What? An Interview: How Scantily Clad Waitresses Feel About Sexism

So we've had a couple op-eds about gender equality in recent weeks stemming from video games to marketing. But funny enough, on a random Tuesday night, a buddy of mine goes "Dude, it's lingerie night at Twin Peaks, let's go!" So being a Dude, I said sure, why the hell not? I like beer and I certainly like scantily clad, beautiful women. So we're drinking, eating, having a good time, talking to these girls, and it hit me. Why not ask these girls how they feel about this stuff? So follow me down this rabbit hole and take from it what you will.

1. Granted it's the Twin Peaks Victoria Secret's Angel Fashion Show tonight, but on a regular basis you're asked to bare skin and exploit sex appeal to earn your "living". How do you handle this?

Generally it doesn’t bother me with today’s fashion. However, when people are disrespectful to me , then it bothers me. Some customers think it’s ok to get “handsy” with how I’m dressed, but that’s not okay. So it really depends on the level of respect I receive.
— Bree
You have to draw certain boundaries for yourself. Some girls are comfortable being touched, I’m not, I have my own rules. Women have a ton of power. They can get on stage and be images of beauty, almost akin to art. Beauty is power, and when used in the right way it can be rewarding. If you’re in college, I don’t see anything wrong with using your looks to make some extra money to get through school.
— Kitty

2. Working in what some would consider an "exploitive" or "sexist" environment, how do you view sexism in pop culture or the use of sex appeal to sell music, video games, and movies?

It brings in people, if they have the money they’ll spend it. Using sex appeal is just a marketing ploy to get people in the door.
— Julia
Sex is something that every nationality, everyone on earth can relate to. Companies have to use things that everyone can relate to on global level to sell their products. It’s similar to violence, violence is apart of every culture. It doesn’t reflect on what you should do, but it is a release to go into a video game or movie and not suffer consequences for that behavior. I don’t think it trains that behavior, it just provides a good release.
— Kitty

3. Some would consider working for establishments like TP/Hooters/Bikini's akin to gentlemen's clubs or other adult entertainment venues. If applicable, how do you handle the "stigma" associated with this market?

It offends me. At the end of the day, we’re still a restaurant. We’re not providing other “services”, we’re serving drinks and food.
— Bree
I’m down for showing skin. There ain’t no stigma.
— Tiffany
I personally used to cocktail at two strip clubs before working at Twin Peaks. I was asked to dance, but it’s against my personal rules.

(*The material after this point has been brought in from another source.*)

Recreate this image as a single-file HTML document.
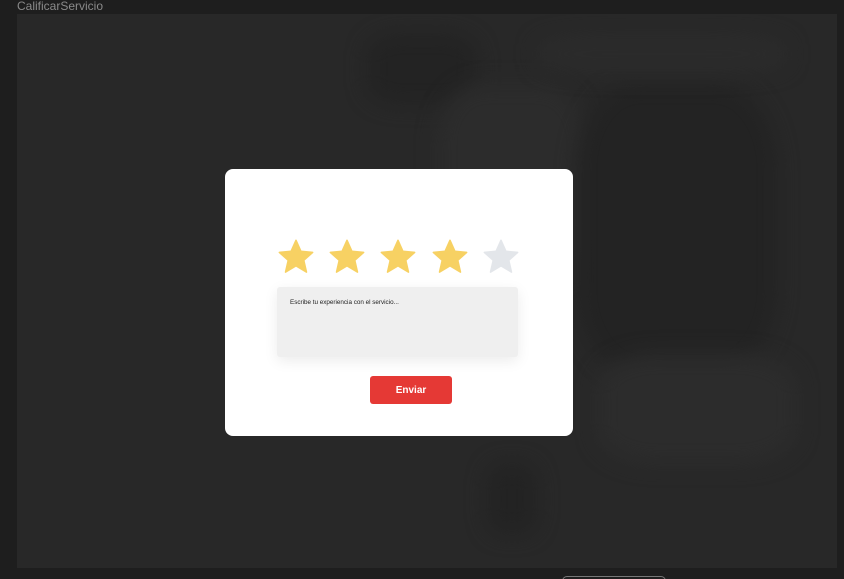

I would’ve made more money, but it’s not who I am. Working at these restaurants, it’s just a better environment. In strip clubs you’re surrounded by sex and drugs, and these restaurants are just safer.
— Kitty

4. What reaction do you get when you tell people what your job is and how do you feel about it?

When I first started I’d get a lot of dirty looks. But now that the restaurant has grown, even our female clientele has grown. We’re being accepted more as a restaurant, and not as a “dirty” or “sleezy” venue.
— Bree
Depends on their age, but I don’t give fuck about their opinion.
— Tiffany

5. What was your reason for working at Twin Peaks and did the nature of the job matter to you?

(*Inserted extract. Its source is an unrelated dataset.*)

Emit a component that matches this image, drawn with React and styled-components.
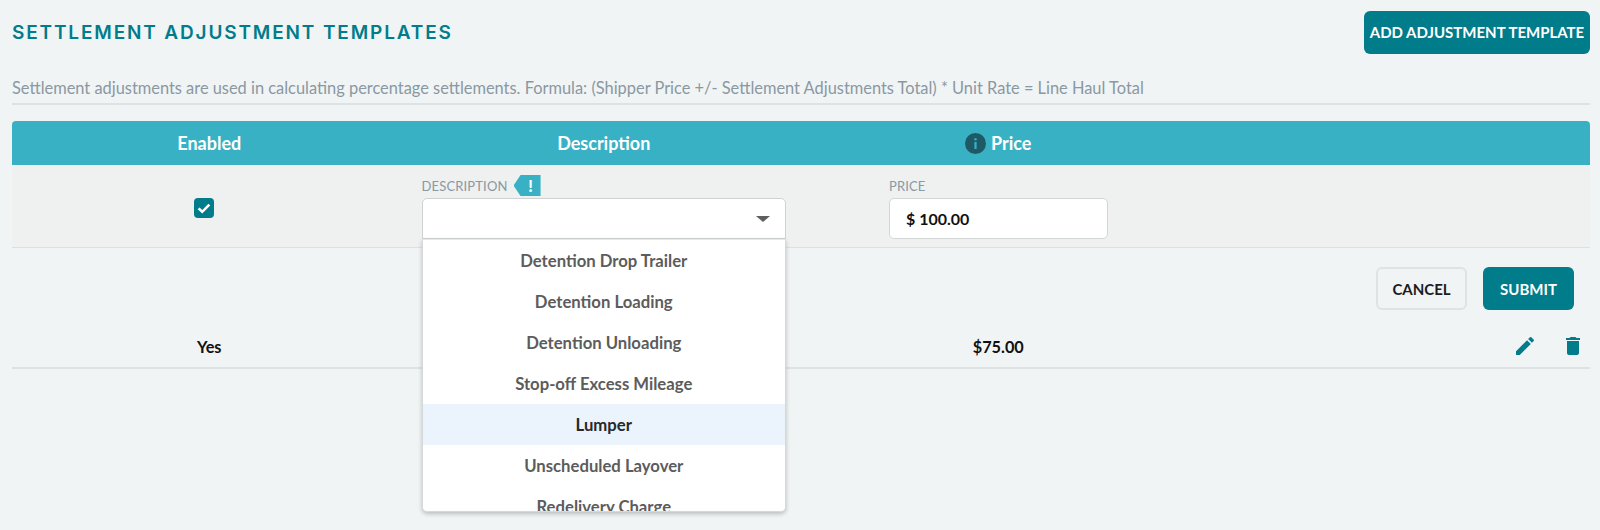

I applied as a joke, so it didn’t matter to me. At first I didn’t realize what I was getting into, but I’ve learned quite a few important skills dealing with people and the industry working here.
— Bree
Needed to pay the bills. At first it really bothered me, my family background made this a real no-no, but I’ve learned to deal with it.
— Julia

6. Do you abuse the inherent sex appeal of your job to gain more tips, etc, or do you just let it happen?

I just let it happen, if you end up trying to abuse it, you develop that “dirty/sleezy” attitude in customers. If someone comes in a lot I might get more social with them, but random people I don’t know who try to hug or touch me, I’ll end up throwing a high five their way.
— Bree
Of course I abuse it. Making a guy feel special by a pretty girl is the reason he comes here. It’s almost like taking money from a baby.